### Problem to solve
Exactly retype the lines from the top of the data through the line containing "mt-[73px] mb-[69px] bg-[#444444]", leaving out every picture.

### Given material
◆ ◆ ◆
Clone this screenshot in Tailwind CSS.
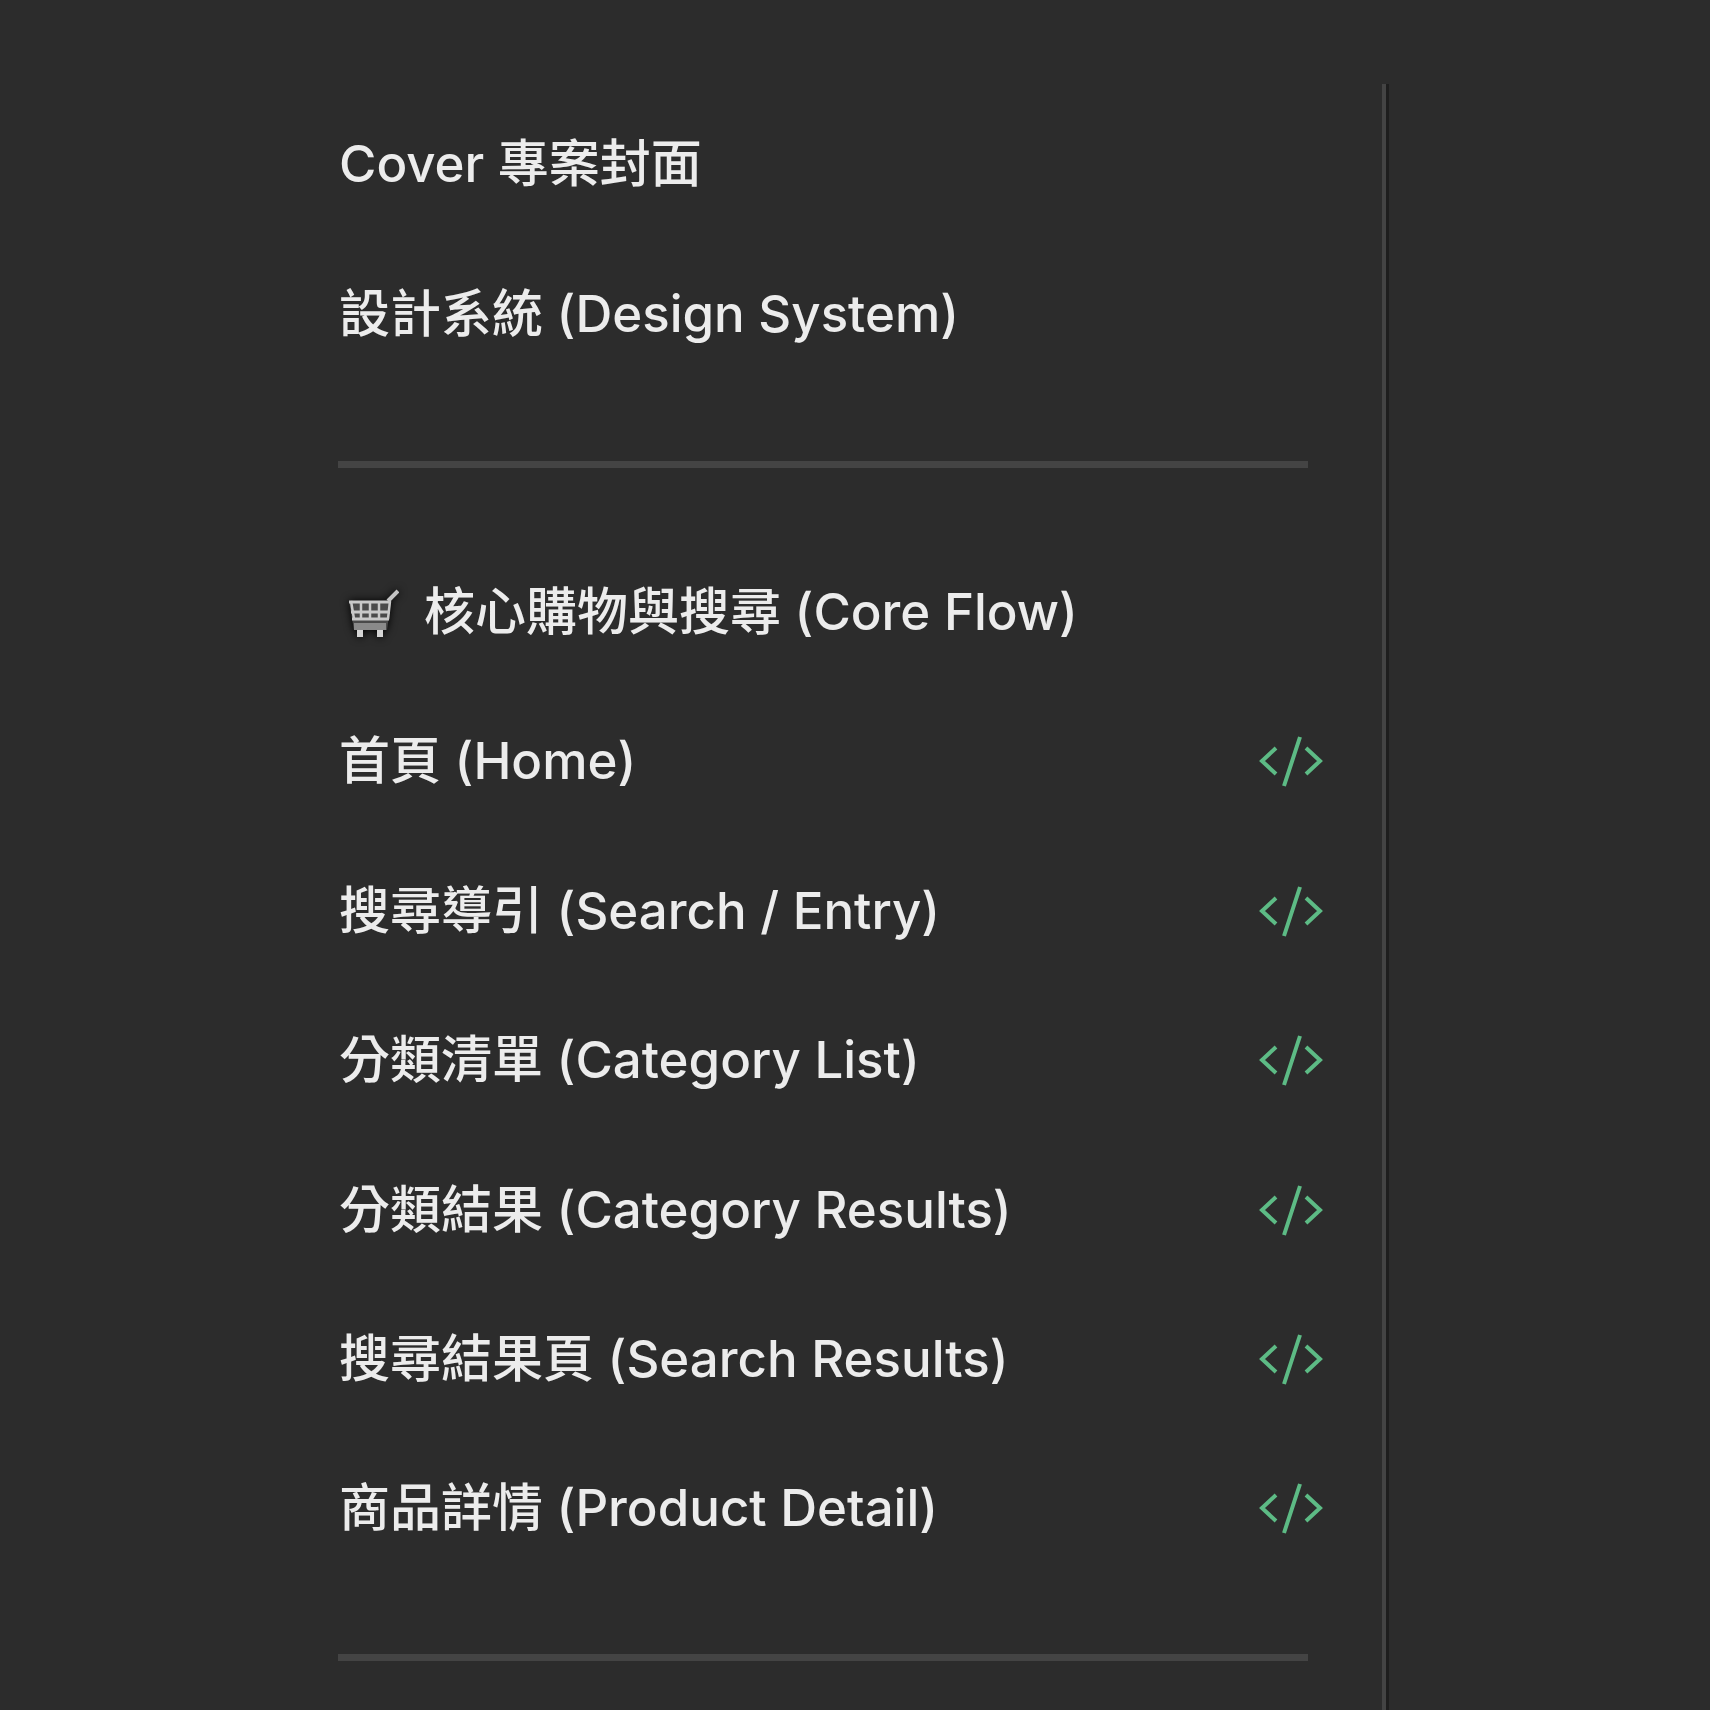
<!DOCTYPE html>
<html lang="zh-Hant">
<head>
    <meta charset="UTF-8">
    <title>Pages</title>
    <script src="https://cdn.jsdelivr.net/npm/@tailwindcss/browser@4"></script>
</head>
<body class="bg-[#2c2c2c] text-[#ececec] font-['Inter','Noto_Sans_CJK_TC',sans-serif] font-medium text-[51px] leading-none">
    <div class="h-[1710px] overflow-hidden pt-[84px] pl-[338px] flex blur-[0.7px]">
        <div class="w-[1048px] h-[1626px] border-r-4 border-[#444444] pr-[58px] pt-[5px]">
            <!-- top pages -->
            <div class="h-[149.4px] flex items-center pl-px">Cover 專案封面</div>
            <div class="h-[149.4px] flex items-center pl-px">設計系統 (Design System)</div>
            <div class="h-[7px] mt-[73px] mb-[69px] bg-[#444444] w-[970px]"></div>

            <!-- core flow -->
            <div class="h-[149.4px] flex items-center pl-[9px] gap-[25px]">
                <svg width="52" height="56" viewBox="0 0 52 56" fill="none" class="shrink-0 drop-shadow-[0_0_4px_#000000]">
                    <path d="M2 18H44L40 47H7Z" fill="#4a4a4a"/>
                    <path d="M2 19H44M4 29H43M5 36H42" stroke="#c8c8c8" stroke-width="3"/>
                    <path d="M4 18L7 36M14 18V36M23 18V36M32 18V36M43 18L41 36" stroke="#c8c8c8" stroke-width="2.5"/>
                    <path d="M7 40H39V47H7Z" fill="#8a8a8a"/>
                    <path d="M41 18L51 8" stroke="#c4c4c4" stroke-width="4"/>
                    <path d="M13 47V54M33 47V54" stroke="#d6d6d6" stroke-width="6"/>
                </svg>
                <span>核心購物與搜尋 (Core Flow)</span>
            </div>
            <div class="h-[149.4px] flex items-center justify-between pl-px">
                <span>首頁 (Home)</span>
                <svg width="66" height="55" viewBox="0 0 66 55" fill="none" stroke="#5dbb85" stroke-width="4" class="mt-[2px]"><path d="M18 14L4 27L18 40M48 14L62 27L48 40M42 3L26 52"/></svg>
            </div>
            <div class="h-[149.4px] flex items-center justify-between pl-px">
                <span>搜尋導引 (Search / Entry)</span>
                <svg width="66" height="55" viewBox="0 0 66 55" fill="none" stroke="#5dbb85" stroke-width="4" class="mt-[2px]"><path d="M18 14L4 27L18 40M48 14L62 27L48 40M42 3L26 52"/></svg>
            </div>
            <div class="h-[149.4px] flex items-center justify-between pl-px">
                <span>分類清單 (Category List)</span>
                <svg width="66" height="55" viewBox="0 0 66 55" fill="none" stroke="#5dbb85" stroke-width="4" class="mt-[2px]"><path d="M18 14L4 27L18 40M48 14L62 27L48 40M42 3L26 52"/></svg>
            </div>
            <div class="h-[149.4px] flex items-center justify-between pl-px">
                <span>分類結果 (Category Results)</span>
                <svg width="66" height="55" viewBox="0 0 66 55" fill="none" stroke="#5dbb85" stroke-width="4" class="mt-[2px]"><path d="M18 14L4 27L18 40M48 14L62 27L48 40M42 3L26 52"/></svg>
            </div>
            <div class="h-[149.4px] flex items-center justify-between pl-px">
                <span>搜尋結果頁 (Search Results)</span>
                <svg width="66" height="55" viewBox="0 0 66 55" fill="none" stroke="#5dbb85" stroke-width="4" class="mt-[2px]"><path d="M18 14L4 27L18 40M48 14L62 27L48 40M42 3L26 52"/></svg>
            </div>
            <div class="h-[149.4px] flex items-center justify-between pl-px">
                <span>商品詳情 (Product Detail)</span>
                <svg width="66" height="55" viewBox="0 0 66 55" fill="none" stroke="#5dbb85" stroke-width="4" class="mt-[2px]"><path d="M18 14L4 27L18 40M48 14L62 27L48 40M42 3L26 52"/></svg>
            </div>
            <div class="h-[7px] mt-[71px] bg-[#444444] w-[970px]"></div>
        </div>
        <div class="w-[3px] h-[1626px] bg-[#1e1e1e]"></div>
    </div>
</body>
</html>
◆ ◆ ◆
### Completed task
Clone this screenshot in Tailwind CSS.
<!DOCTYPE html>
<html lang="zh-Hant">
<head>
    <meta charset="UTF-8">
    <title>Pages</title>
    <script src="https://cdn.jsdelivr.net/npm/@tailwindcss/browser@4"></script>
</head>
<body class="bg-[#2c2c2c] text-[#ececec] font-['Inter','Noto_Sans_CJK_TC',sans-serif] font-medium text-[51px] leading-none">
    <div class="h-[1710px] overflow-hidden pt-[84px] pl-[338px] flex blur-[0.7px]">
        <div class="w-[1048px] h-[1626px] border-r-4 border-[#444444] pr-[58px] pt-[5px]">
            <!-- top pages -->
            <div class="h-[149.4px] flex items-center pl-px">Cover 專案封面</div>
            <div class="h-[149.4px] flex items-center pl-px">設計系統 (Design System)</div>
            <div class="h-[7px] mt-[73px] mb-[69px] bg-[#444444] w-[970px]"></div>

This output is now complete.